Posted by bob_cville (My Page) on
Thu, Sep 25, 08 at 11:55

After recently completing a kitchen remodel, the plan was to make a small broom closet outside the kitchen, that would open into the living room. However having a normal looking door in that location would have looked out-of-place. So I built and installed a hidden door that looks like a built-in bookcase.

I still need to figure out what to put on the bookcase, and how to keep the stuff from falling off when the door swings, and I still need to reinstall the baseboard and touch up the paint, but for the most part it is finished.

The hinges are heavy duty swing clear ball bearing hinges. The sides, top bottom and shelves are 1x8 poplar, the bottom panel and the back are 1/2" plywood. The face frame is 1x3 poplar.

The bookcase is assembled with screws only and the face frame is attached via pocket screws (I love my new pocket screw jig)

The back of the cabinet is narrower than the front so that the back of the cabinet will clear the opening when it opens.

Of course part of the reason for doing this is just that having a hidden door/secret room seemed like a really cool idea.

Follow-Up Postings:

RE: Custom Bookcase Door

Very cool. I imagine if you pack your books pretty tight on the shelves they won't move around too much.
I love the secret room, but a secret room with Pledge and a vacuum cleaner? Just joking.

RE: Custom Bookcase Door

I've heard museum putty can hold things down tight. Not sure where to buy it though. Maybe the folks at Lowes or HD can help you.


RE: Custom Bookcase Door

Exactly, I use museum putty for knick-knacks.

I've built ones that can hold normal books. Our local library has a "free book" bin, for remnants that don't sell at the annual spring sale. If no one takes them, they get tossed.

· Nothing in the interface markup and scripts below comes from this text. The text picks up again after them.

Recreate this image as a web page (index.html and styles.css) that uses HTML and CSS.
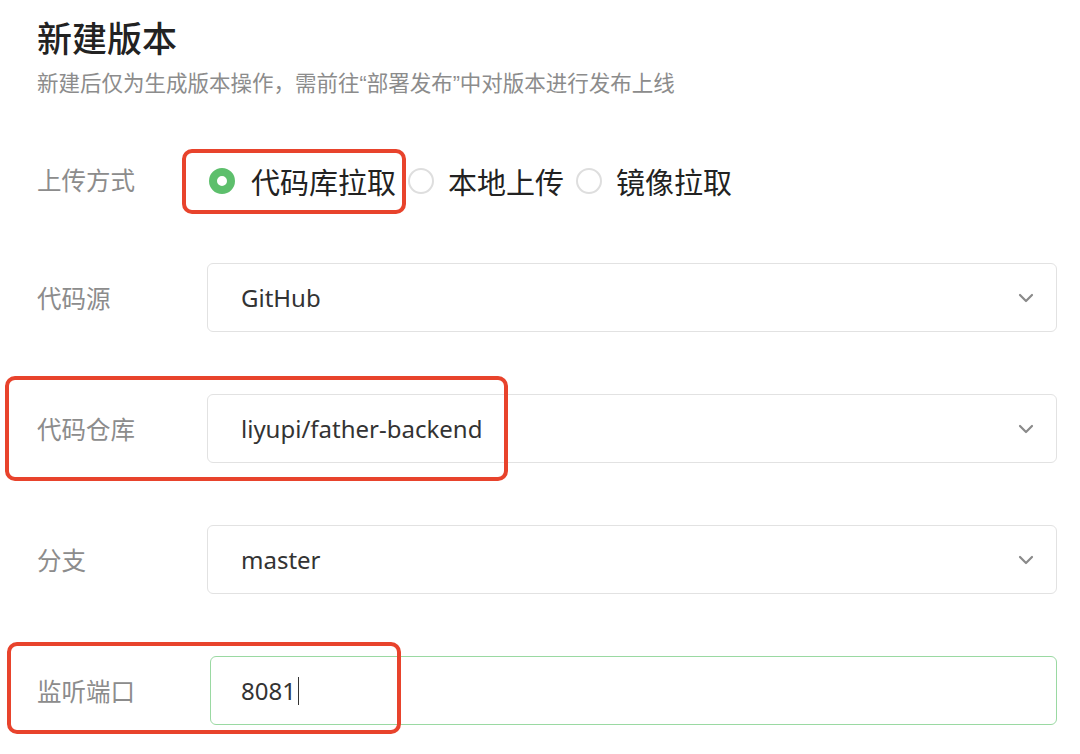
FILE: index.html
```html
<!doctype html>
<html>
<head>
  <meta charset="utf-8">
  <link rel="stylesheet" href="styles.css">
</head>
<body>
  <div class="page">
    <h1 class="title">新建版本</h1>
    <p class="sub">新建后仅为生成版本操作，需前往“部署发布”中对版本进行发布上线</p>

    <div class="form">
      <div class="row row-radio">
        <div class="label">上传方式</div>
        <div class="radios">
          <label class="radio checked"><span class="dot"></span>代码库拉取</label>
          <label class="radio"><span class="dot"></span>本地上传</label>
          <label class="radio"><span class="dot"></span>镜像拉取</label>
        </div>
      </div>

      <div class="row">
        <div class="label">代码源</div>
        <div class="select">
          <span class="value">GitHub</span>
          <svg class="arrow" width="16" height="10" viewBox="0 0 16 10"><path d="M2 2l6 6 6-6" fill="none" stroke="#8a8a8a" stroke-width="2.2" stroke-linecap="round" stroke-linejoin="round"/></svg>
        </div>
      </div>

      <div class="row">
        <div class="label">代码仓库</div>
        <div class="select">
          <span class="value">liyupi/father-backend</span>
          <svg class="arrow" width="16" height="10" viewBox="0 0 16 10"><path d="M2 2l6 6 6-6" fill="none" stroke="#8a8a8a" stroke-width="2.2" stroke-linecap="round" stroke-linejoin="round"/></svg>
        </div>
      </div>

      <div class="row">
        <div class="label">分支</div>
        <div class="select">
          <span class="value">master</span>
          <svg class="arrow" width="16" height="10" viewBox="0 0 16 10"><path d="M2 2l6 6 6-6" fill="none" stroke="#8a8a8a" stroke-width="2.2" stroke-linecap="round" stroke-linejoin="round"/></svg>
        </div>
      </div>

      <div class="row">
        <div class="label">监听端口</div>
        <div class="input">
          <span class="value">8081</span><span class="caret"></span>
        </div>
      </div>
    </div>

    <div class="mark mark-radio"></div>
    <div class="mark mark-repo"></div>
    <div class="mark mark-port"></div>
  </div>
</body>
</html>
```

FILE: styles.css
```css
html, body {
  margin: 0;
  background: #fff;
  font-family: "Liberation Sans", "Noto Sans CJK SC", sans-serif;
  color: #333;
}
.page {
  position: relative;
  width: 1080px;
  height: 754px;
  padding: 15px 0 0 37px;
  box-sizing: border-box;
  overflow: hidden;
}
.title {
  margin: 0;
  font-family: "Noto Sans CJK SC", sans-serif;
  font-size: 35px;
  line-height: 44px;
  font-weight: 500;
  color: #222;
}
.sub {
  margin: 11px 0 0;
  font-size: 21.5px;
  line-height: 28px;
  color: #8c8c8c;
}
.form {
  display: flex;
  flex-direction: column;
  gap: 62px;
  margin-top: 52px;
}
.row {
  display: flex;
  align-items: center;
  height: 69px;
}
.row-radio {
  height: 62px;
  margin-bottom: -11px;
}
.row-radio .label {
  margin-top: -4px;
}
.label {
  width: 170px;
  flex: none;
  font-size: 24.5px;
  color: #8c8c8c;
}
.radios {
  display: flex;
  align-items: center;
  margin-left: 2px;
}
.radio {
  display: flex;
  align-items: center;
  font-size: 29px;
  color: #222;
  margin-right: 12px;
}
.radio + .radio .dot {
  margin-right: 14px;
}
.dot {
  width: 26px;
  height: 26px;
  border-radius: 50%;
  border: 2px solid #dedede;
  box-sizing: border-box;
  margin-right: 16px;
  background: #fff;
}
.radio.checked .dot {
  border: 8px solid #5dbf6c;
  background: #fff;
}
.select, .input {
  flex: 1;
  display: flex;
  align-items: center;
  height: 69px;
  margin-right: 23px;
  border: 1px solid #e2e2e2;
  border-radius: 6px;
  box-sizing: border-box;
  padding: 0 22px 0 33px;
}
.value {
  font-family: "Noto Sans", "Noto Sans CJK SC", sans-serif;
  font-size: 24px;
  color: #333;
}
.arrow {
  margin-left: auto;
}
.input {
  margin-left: 3px;
  padding-left: 30px;
  border: 1.5px solid #9ad9a2;
}
.caret {
  width: 1px;
  height: 28px;
  margin-left: 2px;
  background: #333;
}
.mark {
  position: absolute;
  border: 4px solid #e8432c;
  border-radius: 10px;
  box-sizing: border-box;
}
.mark-radio {
  left: 182px;
  top: 149px;
  width: 224px;
  height: 65px;
}
.mark-repo {
  left: 5px;
  top: 376px;
  width: 503px;
  height: 105px;
}
.mark-port {
  left: 7px;
  top: 642px;
  width: 394px;
  height: 92px;
}
```
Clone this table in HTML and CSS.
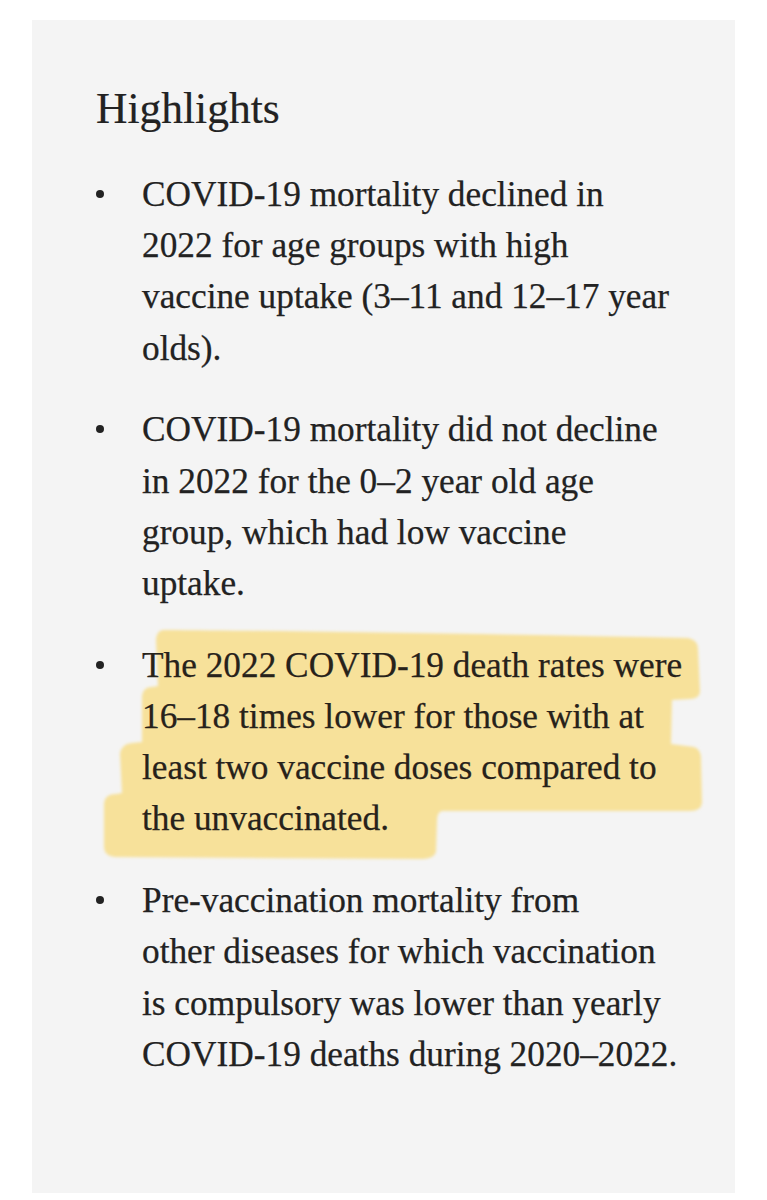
FILE: index.html
```html
<!DOCTYPE html>
<html lang="en">
<head>
<meta charset="utf-8">
<title>Highlights</title>
<link rel="stylesheet" href="styles.css">
</head>
<body>
<section class="card">
  <h2 class="title">Highlights</h2>
  <ul class="list">
    <li class="item">
      <span class="dot"></span>
      <p class="text">COVID-19 mortality declined in<br>2022 for age groups with high<br>vaccine uptake (3–11 and 12–17 year<br>olds).</p>
    </li>
    <li class="item">
      <span class="dot"></span>
      <p class="text">COVID-19 mortality did not decline<br>in 2022 for the 0–2 year old age<br>group, which had low vaccine<br>uptake.</p>
    </li>
    <li class="item marked">
      <span class="dot"></span>
      <svg class="marker" width="640" height="260" viewBox="76 620 640 260" aria-hidden="true">
        <defs>
          <filter id="soft" x="-5%" y="-5%" width="110%" height="110%">
            <feGaussianBlur stdDeviation="1.6"/>
          </filter>
        </defs>
        <path filter="url(#soft)" fill="#f7e19a" d="M163 631 C300 632 500 635 688 639 Q698 641 698 650 L700 693 Q699 700 690 700 L672 701 L671 745 L694 748 Q701 750 701 760 L702 804 Q701 812 690 812 L442 812 Q437 813 437 822 L436 852 Q435 860 420 860 L115 858 Q104 857 104 848 L104 804 Q105 795 116 795 L122 794 L120 755 Q121 745 132 744 L142 743 L142 697 Q143 688 152 688 L158 687 L156 642 Q156 632 163 631 Z"/>
      </svg>
      <p class="text">The 2022 COVID-19 death rates were<br>16–18 times lower for those with at<br>least two vaccine doses compared to<br>the unvaccinated.</p>
    </li>
    <li class="item">
      <span class="dot"></span>
      <p class="text">Pre-vaccination mortality from<br>other diseases for which vaccination<br>is compulsory was lower than yearly<br>COVID-19 deaths during 2020–2022.</p>
    </li>
  </ul>
</section>
</body>
</html>
```

FILE: styles.css
```css
* {
  box-sizing: border-box;
}

html,
body {
  margin: 0;
  padding: 0;
  background: #ffffff;
}

body {
  padding: 20px 0 0 32px;
  font-family: "Liberation Serif", "Times New Roman", serif;
  color: #222222;
}

.card {
  width: 703px;
  height: 1173px;
  background: #f4f4f4;
  padding: 63px 0 0 64px;
}

.title {
  margin: 0;
  font-size: 43.5px;
  line-height: 50px;
  font-weight: 400;
  color: #222222;
  -webkit-text-stroke: 0.2px #222222;
}

.list {
  list-style: none;
  margin: 36px 0 0 0;
  padding: 0;
  display: flex;
  flex-direction: column;
  gap: 30.6px;
}

.item {
  position: relative;
  display: grid;
  grid-template-columns: 46px 1fr;
  align-items: start;
}

.dot {
  width: 8px;
  height: 8px;
  border-radius: 50%;
  background: #222222;
  margin-top: 20.7px;
}

.text {
  position: relative;
  margin: 0;
  font-size: 35.3px;
  line-height: 51.2px;
  white-space: nowrap;
  -webkit-text-stroke: 0.25px #222222;
}

.marked .text {
  color: #27221a;
  -webkit-text-stroke: 0.25px #27221a;
}

.marker {
  position: absolute;
  left: -20px;
  top: -20.6px;
  pointer-events: none;
  overflow: visible;
}
```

While I hate recommending this, if you found some old discarded hardcover books you can remove the pages from the hard cover and insert a section of styrofoam in place of the pages. That'd give you a shelf of lightweight books.

I have seen someone use "book spine" wallpaper for a similar effect. It looked okay in dim lighting.

Another alternative would be a few "real" books on the hinge side of the shelf, and knick-knacks on the latch side. Keeping the weight closer to the hinges will help prevent sagging.